[BEGIN]
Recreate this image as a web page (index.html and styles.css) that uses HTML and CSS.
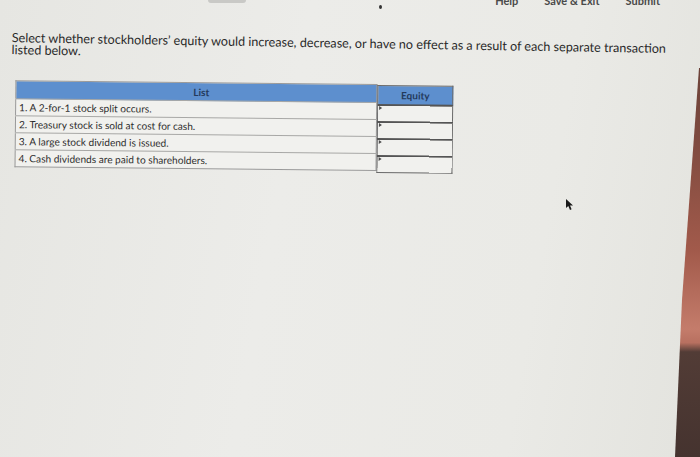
FILE: index.html
```html
<!DOCTYPE html>
<html>
<head>
<meta charset="utf-8">
<link rel="stylesheet" href="styles.css">
</head>
<body>
<div class="screen">
  <header class="topbar">
    <div class="tab-stub"></div>
    <div class="dot"></div>
    <nav class="nav">
      <span>Help</span>
      <span>Save &amp; Exit</span>
      <span>Submit</span>
    </nav>
  </header>
  <main class="content">
    <p class="prompt">Select whether stockholders’ equity would increase, decrease, or have no effect as a result of each separate transaction listed below.</p>
    <div class="tables">
      <table class="list">
        <thead><tr><th>List</th></tr></thead>
        <tbody>
          <tr><td>1. A 2-for-1 stock split occurs.</td></tr>
          <tr><td>2. Treasury stock is sold at cost for cash.</td></tr>
          <tr><td>3. A large stock dividend is issued.</td></tr>
          <tr><td>4. Cash dividends are paid to shareholders.</td></tr>
        </tbody>
      </table>
      <table class="equity">
        <thead><tr><th>Equity</th></tr></thead>
        <tbody>
          <tr><td><span class="caret"></span></td></tr>
          <tr><td><span class="caret"></span></td></tr>
          <tr><td><span class="caret"></span></td></tr>
          <tr><td><span class="caret"></span></td></tr>
        </tbody>
      </table>
    </div>
  </main>
  <svg class="cursor" width="9" height="13" viewBox="0 0 9 13"><path d="M1 1 L1 10 L3.3 8 L5 12 L6.6 11.3 L5 7.6 L8 7.4 Z" fill="#1a1a1a"/></svg>
  <div class="edge"></div>
</div>
</body>
</html>
```
FILE: styles.css
```css
html, body {
  margin: 0;
  padding: 0;
}
body {
  width: 700px;
  height: 457px;
  overflow: hidden;
  font-family: "Lato", "Liberation Sans", sans-serif;
  color: #2b2b2b;
}
.screen {
  position: relative;
  width: 700px;
  height: 457px;
  background: linear-gradient(100deg, #e6e6e2 0%, #ecece9 40%, #eaeae6 75%, #e3e3de 100%);
  overflow: hidden;
}
.topbar {
  height: 24px;
  position: relative;
}
.tab-stub {
  position: absolute;
  left: 208px;
  top: 0;
  width: 38px;
  height: 3px;
  background: #c9c9c6;
  border-radius: 0 0 3px 3px;
}
.dot {
  position: absolute;
  left: 379px;
  top: 5px;
  width: 3px;
  height: 4px;
  border-radius: 50%;
  background: #333;
}
.nav {
  position: absolute;
  right: 40px;
  top: -6px;
  display: flex;
  gap: 26px;
  font-size: 11px;
  font-weight: 700;
  color: #4a4a4a;
}
.content {
  padding: 8px 12px 0 12px;
  transform: rotate(0.6deg);
  transform-origin: left top;
}
.prompt {
  margin: 0;
  font-size: 12.6px;
  line-height: 12px;
  color: #2a2a2a;
  width: 664px;
  transform: rotate(0.35deg);
  transform-origin: left top;
}
.tables {
  display: flex;
  align-items: flex-start;
  margin-top: 24px;
  margin-left: 4px;
}
table {
  border-collapse: collapse;
  font-size: 10.1px;
}
.list {
  width: 362px;
  border: 1px solid #9a9a9a;
}
.list th {
  background: #5d8fce;
  color: #243a5c;
  font-weight: 700;
  height: 17px;
  padding: 0;
  text-align: center;
  font-size: 10px;
  text-indent: 10px;
}
.list td {
  background: #f1f1ee;
  border-top: 1px solid #a8a8a6;
  height: 16px;
  padding: 0 0 0 3px;
  color: #2d2d2d;
  white-space: nowrap;
}
.equity {
  width: 76px;
  margin-top: 1px;
  border: 1px solid #6a6a6a;
}
.equity th {
  background: #5d8fce;
  color: #243a5c;
  font-weight: 700;
  height: 18px;
  padding: 0;
  font-size: 10px;
  border-bottom: 1px solid #4a6a96;
}
.equity td {
  background: #f1f1ee;
  border-top: 2px solid #555;
  height: 15px;
  padding: 0;
  position: relative;
}
.caret {
  position: absolute;
  left: 1px;
  top: 0;
  width: 0;
  height: 0;
  border-top: 2px solid transparent;
  border-bottom: 2px solid transparent;
  border-left: 3px solid #4d4d4d;
}
.cursor {
  position: absolute;
  left: 565px;
  top: 198px;
}
.edge {
  position: absolute;
  right: 0;
  top: 0;
  width: 26px;
  height: 457px;
  background: linear-gradient(180deg, #5a3a32 0%, #7e4a3f 30%, #a25a4b 55%, #c47c6b 72%, #b87060 75%, #523c36 77%, #45332f 100%);
  clip-path: polygon(25px 68px, 26px 68px, 26px 457px, 1px 457px, 8px 300px);
}
```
[END]
__Work to be completed__:
Establish how many lines of the material above hold the word "index". Nothing but the count should be returned.

__Exercise answer__:
2